Les agents Jay Adam et Rosa Reyes sont envoyés dans la ville de Nakeet en Alaska afin de procéder à la fermeture d’un centre de recherche du FBP, qui a décidément bien du mal à trouver des fonds pour financer ses infrastructures et ses employés. Ô comme cette situation me rappelle quelque chose… Nakeet est une petite ville tout sauf tranquille, puisqu’elle porte le surnom de ville la plus folle du nord des Etats-Unis, dans laquelle les anomalies de la Physique sont tellement courantes qu’elles en sont devenues des attractions touristiques. C’est dans cet endroit paumé et étrange que le FBP avait donc naturellement décidé d’installer l’un de ses labos. Et parmi les équipements encore en activité, subsiste un appareil sophistiqué, un matérialisateur de réalité, qui permet à celui qui l’utilise de plonger dans un nouveau monde qu’il aura généré par sa conscience.
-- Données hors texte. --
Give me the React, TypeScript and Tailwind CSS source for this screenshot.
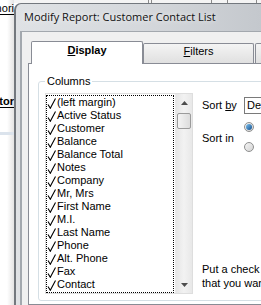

Jay et Rosa vont donc tester le dit équipement une dernière fois avant de le débrancher…
Nous suivons donc les déambulations des deux agents dans cette réalité différente, mais somme toute assez proche de la leur – il serait difficile de générer une réalité qui différerait radicalement de ce que l’on connaît – et si certains éléments placés dans les précédents numéros sont évoqués (la quête de Jay par rapport à son père, la machination qui se trame dans le fond), l’histoire en elle même peut se suivre toute seule au sein de cet arc et s’intéresse beaucoup plus à ses personnages qu’à l’action. Deux personnages qui se caractérisent tous deux par une très grande solitude intérieure, à qui il manque clairement quelque chose en leur intérieur pour être comblé (les mecs, arrêtez vos blagues vaseuses, j’essaie d’être poétique), et qui vont sans s’en rendre compte finir par se rapprocher et apprendre à se connaître. C’est notamment le passé mystérieux, et un peu fou, de Rosa Reyes qui sera exposé, et qui légitimera ensuite le cours de l’action et les différents rebondissements. Jay Adam et Rosa donnent l’impression d’être bien plus perdus qu’ils ne le sont en réalité, et ce ne sont pas les quelques anomalies de Physique qui les sortiront de cet état.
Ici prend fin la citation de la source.